It seems bizarrely inappropriate today, but pin-up images regularly featured in industry publications of the day, such as the cover image of a 1964 house journal that Hicks presents – featuring a model dressed in half a bikini and a strategically placed magazine (left). This is unpleasantly indicative of male dominance of the industry by this period, when computing was seen as an attractive technological “train set” for young male workers. Sadly, sexism in the computer industry did not end with the 1960s. As late as the 1980s, “professional” trade shows in the UK still used scantily clad young women as marketing gimmicks on their stands – where they were subject to a range of demeaning duties. I know, because I was there. Did I know it was wrong? Yes. Did I do anything to stop it? No. Should I have? Obviously. Would I do so if it happened today? I hope so, because even today, the negative impact of lad culture on the industry across the globe is profound and destructive – a challenge that elements of the computing world have been far too slow to address.

In this volume, Hicks has delivered a sophisticated work of scholarship: detailed, insightful, deeply researched – with excellent use of original sources – and supported by extensive notes and references. It is, in many respects, a eulogy to the UK computer industry – a promising national endeavour brought low by a lack of imagination, the petty traditions and concerns of the Establishment, and an entrenched employment model that limited the career progress of half the potential contributors. But the book has a much wider relevance, too, which it would be unwise to understate. Discussing, as it does, the role of profoundly structural gender discrimination in the collapse of technical dominance by a formerly great power, this book makes very uncomfortable reading – on a number of levels.
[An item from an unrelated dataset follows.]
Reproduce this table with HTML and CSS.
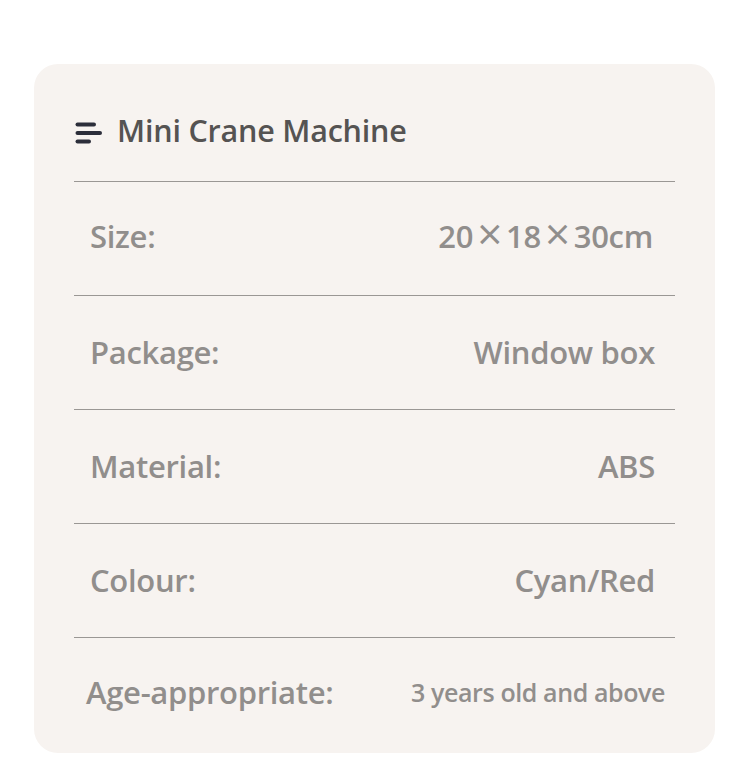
FILE: index.html
```html
<!DOCTYPE html>
<html>
<head>
<meta charset="utf-8">
<link rel="stylesheet" href="styles.css">
</head>
<body>
<div class="card">
  <div class="header">
    <svg class="icon" width="28" height="22" viewBox="0 0 28 22">
      <g stroke="#2c2e3a" stroke-width="4" stroke-linecap="round" fill="none">
        <line x1="2.5" y1="2.5" x2="19" y2="2.5"/>
        <line x1="2.5" y1="11" x2="25" y2="11"/>
        <line x1="2.5" y1="19.5" x2="14" y2="19.5"/>
      </g>
    </svg>
    <h1 class="title">Mini Crane Machine</h1>
  </div>
  <div class="row first"><span class="label">Size:</span><span class="value">20<span class="x">×</span>18<span class="x">×</span>30cm</span></div>
  <div class="row"><span class="label">Package:</span><span class="value">Window box</span></div>
  <div class="row"><span class="label">Material:</span><span class="value">ABS</span></div>
  <div class="row"><span class="label">Colour:</span><span class="value">Cyan/Red</span></div>
  <div class="row last"><span class="label">Age-appropriate:</span><span class="value small">3 years old and above</span></div>
</div>
</body>
</html>
```
FILE: styles.css
```css
html, body {
  margin: 0;
  padding: 0;
  background: #ffffff;
}
body {
  font-family: "Open Sans", "Noto Sans", sans-serif;
  padding: 64px 35px 0 34px;
}
.card {
  background: #f7f3f0;
  border-radius: 24px;
  padding: 0 40px;
  height: 689px;
  box-sizing: border-box;
}
.header {
  display: flex;
  gap: 14px;
  padding: 47px 0 0 1px;
  height: 117px;
  box-sizing: border-box;
  align-items: flex-start;
}
.icon {
  margin-top: 11px;
}
.title {
  margin: 0;
  font-size: 30.5px;
  line-height: 38px;
  font-weight: 600;
  color: #555352;
  letter-spacing: -0.2px;
}
.row {
  display: flex;
  justify-content: space-between;
  align-items: center;
  height: 114px;
  border-top: 1px solid #9a9794;
  box-sizing: border-box;
  padding: 0 20px 2px 16px;
}
.row.first {
  padding-bottom: 6px;
  padding-right: 22px;
}
.row.last {
  height: 116px;
  padding: 0 10px 8px 12px;
}
.label, .value {
  font-size: 31px;
  font-weight: 600;
  color: #918e8c;
  letter-spacing: -0.3px;
}
.x {
  font-weight: 400;
  font-size: 44px;
  margin: 0 4px;
  line-height: 0;
  vertical-align: -2px;
}
.value.small {
  font-size: 25px;
  letter-spacing: -0.4px;
}
```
There are lessons here for any group that thinks that it alone understands how emerging technologies should be managed, how different elements of the population should be labelled and compartmentalised, and especially those who are convinced of their innate right to dominate a social or technical environment. In a world faced with so many obvious threats and challenges, we cannot afford a waste of opportunities on this scale to recur. Our collective future must rely on the recognition and development of skills and talent wherever they are to be found if we are going to optimise the chances of our progress – and, perhaps, survival – as a species.

John Gilbey teaches in the department of computer science, Aberystwyth University.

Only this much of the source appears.